(begin)
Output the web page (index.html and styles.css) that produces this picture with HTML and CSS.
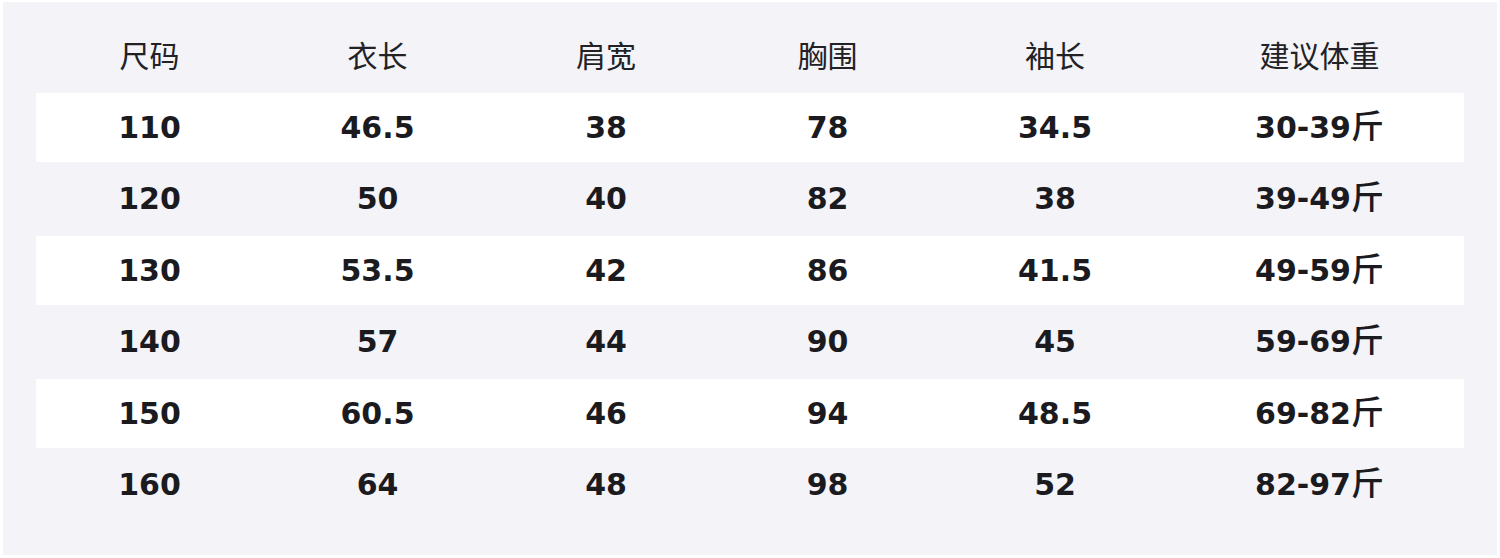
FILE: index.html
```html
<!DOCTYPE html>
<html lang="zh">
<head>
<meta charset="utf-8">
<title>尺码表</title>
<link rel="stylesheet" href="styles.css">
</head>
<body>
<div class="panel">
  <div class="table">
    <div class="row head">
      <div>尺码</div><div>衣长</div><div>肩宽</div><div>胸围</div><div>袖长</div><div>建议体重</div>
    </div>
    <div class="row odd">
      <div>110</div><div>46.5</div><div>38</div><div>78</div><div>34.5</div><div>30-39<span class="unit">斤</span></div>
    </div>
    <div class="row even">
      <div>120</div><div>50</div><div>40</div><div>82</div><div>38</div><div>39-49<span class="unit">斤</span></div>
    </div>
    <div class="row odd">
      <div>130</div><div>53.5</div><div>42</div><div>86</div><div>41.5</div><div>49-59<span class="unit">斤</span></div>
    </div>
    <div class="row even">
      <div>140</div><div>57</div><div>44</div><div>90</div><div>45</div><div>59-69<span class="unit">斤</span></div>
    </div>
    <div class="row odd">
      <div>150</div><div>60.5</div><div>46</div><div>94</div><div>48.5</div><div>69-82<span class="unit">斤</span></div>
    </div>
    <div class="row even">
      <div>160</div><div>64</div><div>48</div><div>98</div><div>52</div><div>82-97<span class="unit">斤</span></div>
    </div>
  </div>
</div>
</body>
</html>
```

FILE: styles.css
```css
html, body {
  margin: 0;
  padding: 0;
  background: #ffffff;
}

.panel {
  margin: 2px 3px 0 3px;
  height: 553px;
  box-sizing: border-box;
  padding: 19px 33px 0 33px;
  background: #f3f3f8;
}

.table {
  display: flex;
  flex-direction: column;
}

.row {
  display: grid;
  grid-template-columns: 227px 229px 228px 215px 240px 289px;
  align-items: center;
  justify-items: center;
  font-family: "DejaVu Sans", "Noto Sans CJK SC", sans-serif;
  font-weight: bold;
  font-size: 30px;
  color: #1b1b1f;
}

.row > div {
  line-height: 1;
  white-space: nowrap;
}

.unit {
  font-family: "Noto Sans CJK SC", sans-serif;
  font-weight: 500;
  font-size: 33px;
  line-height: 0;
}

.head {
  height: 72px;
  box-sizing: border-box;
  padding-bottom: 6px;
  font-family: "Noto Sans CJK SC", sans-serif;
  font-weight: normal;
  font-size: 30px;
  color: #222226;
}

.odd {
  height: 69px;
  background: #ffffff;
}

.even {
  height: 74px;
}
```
(end)
■ GOAL ■
Set down the material above as is, without any pictures.

■ THE SOLUTION ■
Output the web page (index.html and styles.css) that produces this picture with HTML and CSS.
FILE: index.html
```html
<!DOCTYPE html>
<html lang="zh">
<head>
<meta charset="utf-8">
<title>尺码表</title>
<link rel="stylesheet" href="styles.css">
</head>
<body>
<div class="panel">
  <div class="table">
    <div class="row head">
      <div>尺码</div><div>衣长</div><div>肩宽</div><div>胸围</div><div>袖长</div><div>建议体重</div>
    </div>
    <div class="row odd">
      <div>110</div><div>46.5</div><div>38</div><div>78</div><div>34.5</div><div>30-39<span class="unit">斤</span></div>
    </div>
    <div class="row even">
      <div>120</div><div>50</div><div>40</div><div>82</div><div>38</div><div>39-49<span class="unit">斤</span></div>
    </div>
    <div class="row odd">
      <div>130</div><div>53.5</div><div>42</div><div>86</div><div>41.5</div><div>49-59<span class="unit">斤</span></div>
    </div>
    <div class="row even">
      <div>140</div><div>57</div><div>44</div><div>90</div><div>45</div><div>59-69<span class="unit">斤</span></div>
    </div>
    <div class="row odd">
      <div>150</div><div>60.5</div><div>46</div><div>94</div><div>48.5</div><div>69-82<span class="unit">斤</span></div>
    </div>
    <div class="row even">
      <div>160</div><div>64</div><div>48</div><div>98</div><div>52</div><div>82-97<span class="unit">斤</span></div>
    </div>
  </div>
</div>
</body>
</html>
```

FILE: styles.css
```css
html, body {
  margin: 0;
  padding: 0;
  background: #ffffff;
}

.panel {
  margin: 2px 3px 0 3px;
  height: 553px;
  box-sizing: border-box;
  padding: 19px 33px 0 33px;
  background: #f3f3f8;
}

.table {
  display: flex;
  flex-direction: column;
}

.row {
  display: grid;
  grid-template-columns: 227px 229px 228px 215px 240px 289px;
  align-items: center;
  justify-items: center;
  font-family: "DejaVu Sans", "Noto Sans CJK SC", sans-serif;
  font-weight: bold;
  font-size: 30px;
  color: #1b1b1f;
}

.row > div {
  line-height: 1;
  white-space: nowrap;
}

.unit {
  font-family: "Noto Sans CJK SC", sans-serif;
  font-weight: 500;
  font-size: 33px;
  line-height: 0;
}

.head {
  height: 72px;
  box-sizing: border-box;
  padding-bottom: 6px;
  font-family: "Noto Sans CJK SC", sans-serif;
  font-weight: normal;
  font-size: 30px;
  color: #222226;
}

.odd {
  height: 69px;
  background: #ffffff;
}

.even {
  height: 74px;
}
```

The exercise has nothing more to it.